Take smart vehicles as an example: related thematic ETFs strengthened noticeably after the meeting, reflecting continued capital interest in areas like intelligent driver assistance and the Internet of Vehicles. Horizon Robotics, for instance, surged 3.9%, outperforming most traditional automakers. Stocks for intelligent enterprises like Seyond and Hesai Technology also posted gains between 1% and 2%.

This trend aligns with the judgment of industry research firms: in an environment where policy support and technological iteration run parallel, intelligence is becoming the new value axis of the auto industry.

AI-plus and embodied intelligence are also becoming new growth drivers for the auto sector. With Tesla's Optimus projected for mass production in 2026, domestic automakers and parts suppliers, leveraging their technical capabilities, are accelerating their entry into the humanoid robot supply chain. This has become a favored sub-sector in the current rally. Robot maker EFORT saw its stock rise 3.4%, while iFlytek and others also posted varying degrees of gains.

Nomura Orient International Securities notes that with the catalysis of L3 autonomous driving policies and technological iteration in 2026, the penetration rate of high-end intelligent driver assistance is expected to rise steadily. Among the heavy holdings of smart vehicle ETFs, core sector targets involving smart driving chips and cockpit domain control—such as Tuopu Group, OmniVision Group, and iFlytek—are receiving close attention from funds.

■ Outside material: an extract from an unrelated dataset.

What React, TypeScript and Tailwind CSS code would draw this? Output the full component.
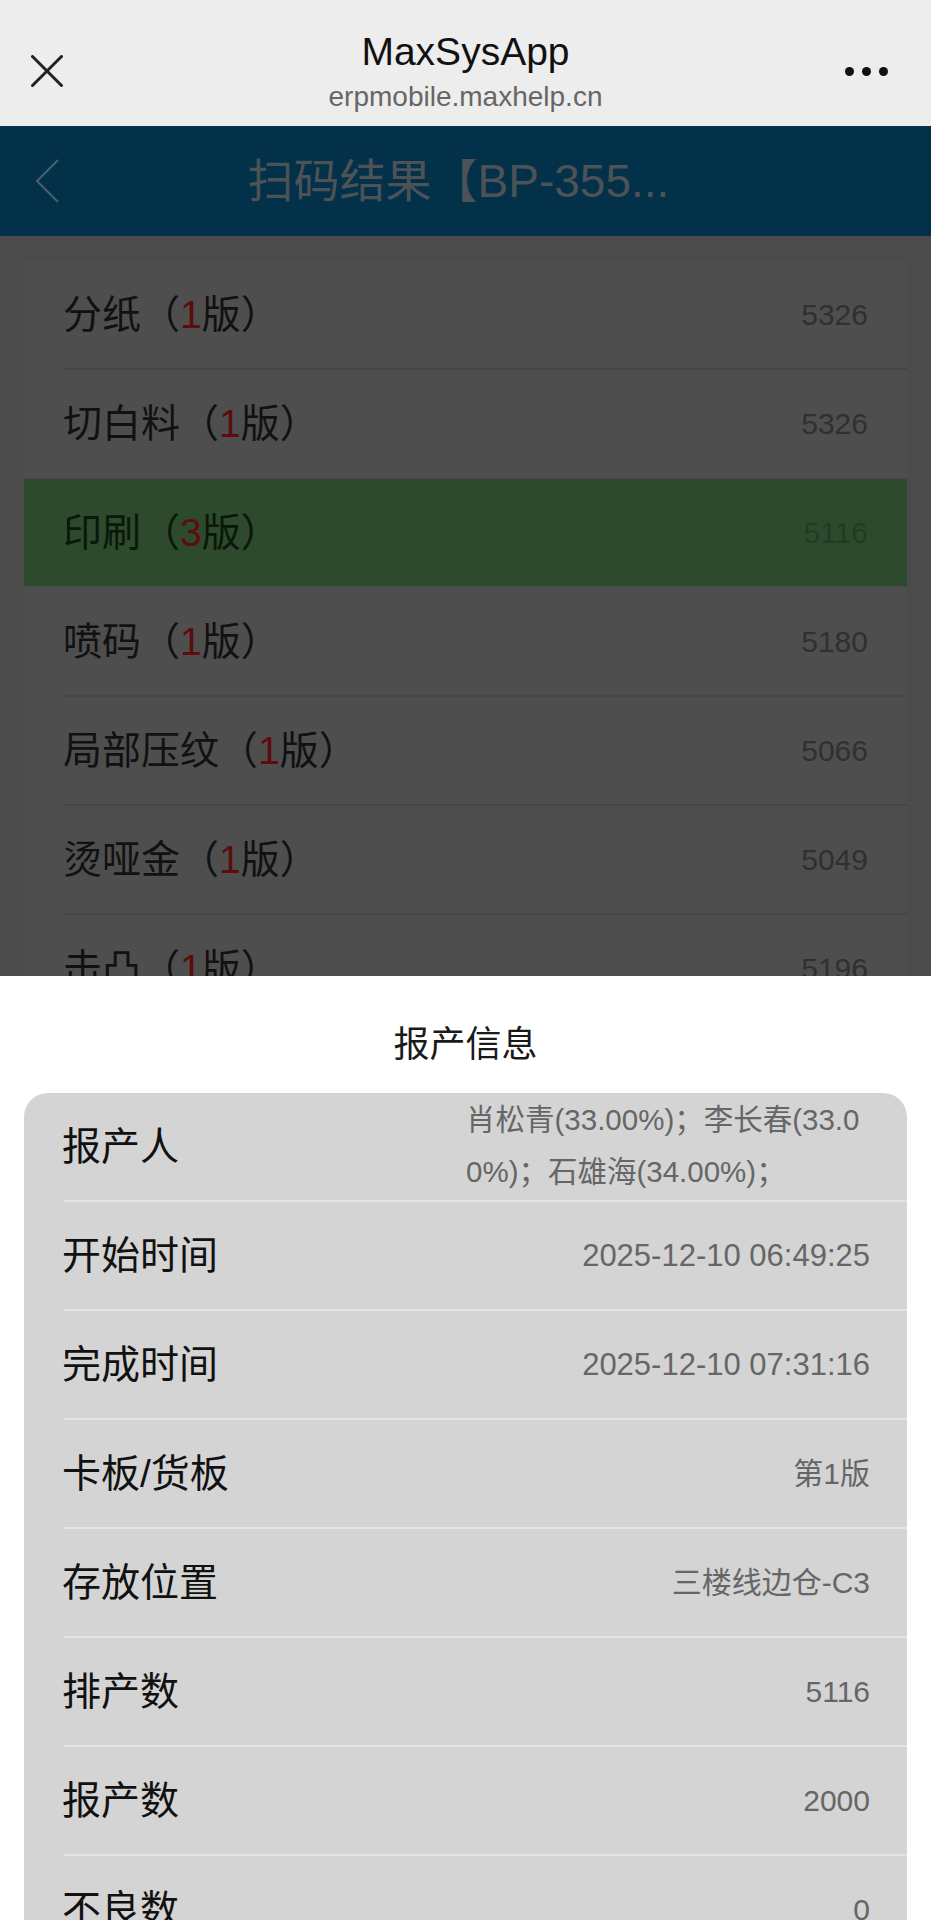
import React from "react";

const FONT = { fontFamily: '"Liberation Sans", "Noto Sans CJK SC", sans-serif' };

const items = [
  { name: "分纸", n: "1", v: "5326" },
  { name: "切白料", n: "1", v: "5326" },
  { name: "印刷", n: "3", v: "5116", active: true },
  { name: "喷码", n: "1", v: "5180" },
  { name: "局部压纹", n: "1", v: "5066" },
  { name: "烫哑金", n: "1", v: "5049" },
  { name: "击凸", n: "1", v: "5196" },
  { name: "模切", n: "1", v: "5190" },
];

const infos: { k: string; v: string; big?: boolean }[] = [
  { k: "开始时间", v: "2025-12-10 06:49:25", big: true },
  { k: "完成时间", v: "2025-12-10 07:31:16", big: true },
  { k: "卡板/货板", v: "第1版" },
  { k: "存放位置", v: "三楼线边仓-C3" },
  { k: "排产数", v: "5116" },
  { k: "报产数", v: "2000" },
  { k: "不良数", v: "0" },
  { k: "备注", v: "" },
];

export default function App() {
  return (
    <div className="w-[931px] h-[1920px] overflow-hidden bg-white flex flex-col" style={FONT}>
      {/* WeChat top bar */}
      <div className="h-[126px] bg-[#ededed] flex items-start justify-between shrink-0">
        <div className="w-[93px] h-[126px] flex items-start pl-[31px] pt-[55px]">
          <svg width="32" height="32" viewBox="0 0 32 32">
            <line x1="1.5" y1="1.5" x2="30.5" y2="30.5" stroke="#222" strokeWidth="3" strokeLinecap="round" />
            <line x1="30.5" y1="1.5" x2="1.5" y2="30.5" stroke="#222" strokeWidth="3" strokeLinecap="round" />
          </svg>
        </div>
        <div className="flex flex-col items-center pt-[29px]">
          <div className="text-[39px] leading-[46px] text-[#111]">MaxSysApp</div>
          <div className="text-[28px] leading-[34px] text-[#666] mt-[5px]">erpmobile.maxhelp.cn</div>
        </div>
        <div className="w-[93px] h-[126px] flex items-start pt-[67px] pl-[7px] gap-[8px]">
          <div className="w-[9px] h-[9px] rounded-full bg-[#111]" />
          <div className="w-[9px] h-[9px] rounded-full bg-[#111]" />
          <div className="w-[9px] h-[9px] rounded-full bg-[#111]" />
        </div>
      </div>

      {/* Dimmed page behind the sheet */}
      <div className="h-[850px] overflow-hidden bg-[#4b4b4b] flex flex-col shrink-0">
        <div className="h-[2px] bg-[#cde0ea]" />
        <div className="h-[110px] bg-[#03314a] flex items-center shrink-0">
          <div className="w-[93px] flex items-center pl-[35px]">
            <svg width="26" height="46" viewBox="0 0 26 46">
              <polyline points="23,2 2,23 23,44" fill="none" stroke="#4a5f6c" strokeWidth="2" />
            </svg>
          </div>
          <div className="flex-1 text-center pr-[107px] text-[46px] leading-[52px] text-[#4c5256]">
            扫码结果【BP-355...
          </div>
        </div>
        <div className="pt-[25px] px-[24px]">
          <div className="bg-[#4e4e4e] flex flex-col">
            {items.map((it, i) => (
              <div key={i} className="flex flex-col">
                {i > 0 && (
                  <div className={it.active || items[i - 1].active ? "h-[2px] bg-[#4b4b4b]" : "h-[2px] ml-[40px] bg-[#464646]"} />
                )}
                <div
                  className={
                    "h-[107px] flex items-center justify-between pl-[39px] pr-[39px] " +
                    (it.active ? "bg-[#2d4a2c]" : "")
                  }
                >
                  <div className={"text-[39px] leading-[44px] " + (it.active ? "text-[#0b170b]" : "text-[#111]")}>
                    {it.name}（<span className={it.active ? "text-[#5e0c0c]" : "text-[#5c0c0c]"}>{it.n}</span>版）
                  </div>
                  <div className={"text-[30px] leading-[36px] " + (it.active ? "text-[#253a25]" : "text-[#303030]")}>
                    {it.v}
                  </div>
                </div>
              </div>
            ))}
          </div>
        </div>
      </div>

      {/* Bottom sheet */}
      <div className="bg-white flex flex-col">
        <div className="h-[117px] flex items-center justify-center">
          <div className="text-[36px] leading-[44px] text-[#1a1a1a] pt-[20px]">报产信息</div>
        </div>
        <div className="mx-[24px] bg-[#d4d4d4] rounded-t-[24px] flex flex-col">
          <div className="h-[107px] flex items-center justify-between pl-[38px] pr-[37px]">
            <div className="text-[39px] leading-[44px] text-[#111]">报产人</div>
            <div className="w-[404px] text-[29.5px] leading-[52px] text-[#666] text-left -mt-[2px]">
              <div className="whitespace-nowrap">肖松青(33.00%)；李长春(33.0</div>
              <div className="whitespace-nowrap">0%)；石雄海(34.00%)；</div>
            </div>
          </div>
          {infos.map((r, i) => (
            <div key={i} className="flex flex-col">
              <div className="h-[2px] ml-[40px] bg-[#e3e3e3]" />
              <div className="h-[107px] flex items-center justify-between pl-[38px] pr-[37px]">
                <div className="text-[39px] leading-[44px] text-[#111]">{r.k}</div>
                <div className={(r.big ? "text-[31px]" : "text-[30px]") + " leading-[36px] text-[#666]"}>{r.v}</div>
              </div>
            </div>
          ))}
        </div>
      </div>
    </div>
  );
}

In summary, companies with larger gains often possess strong capabilities in "democratizing smart driving" or have deep overseas layouts. Through this rally, capital markets have expressed confidence in the macro-control signal of "promoting auto consumption across the full chain." They believe that the continuous implementation of policies will provide a solid foundation for the expansion and quality improvement of the auto market in 2026.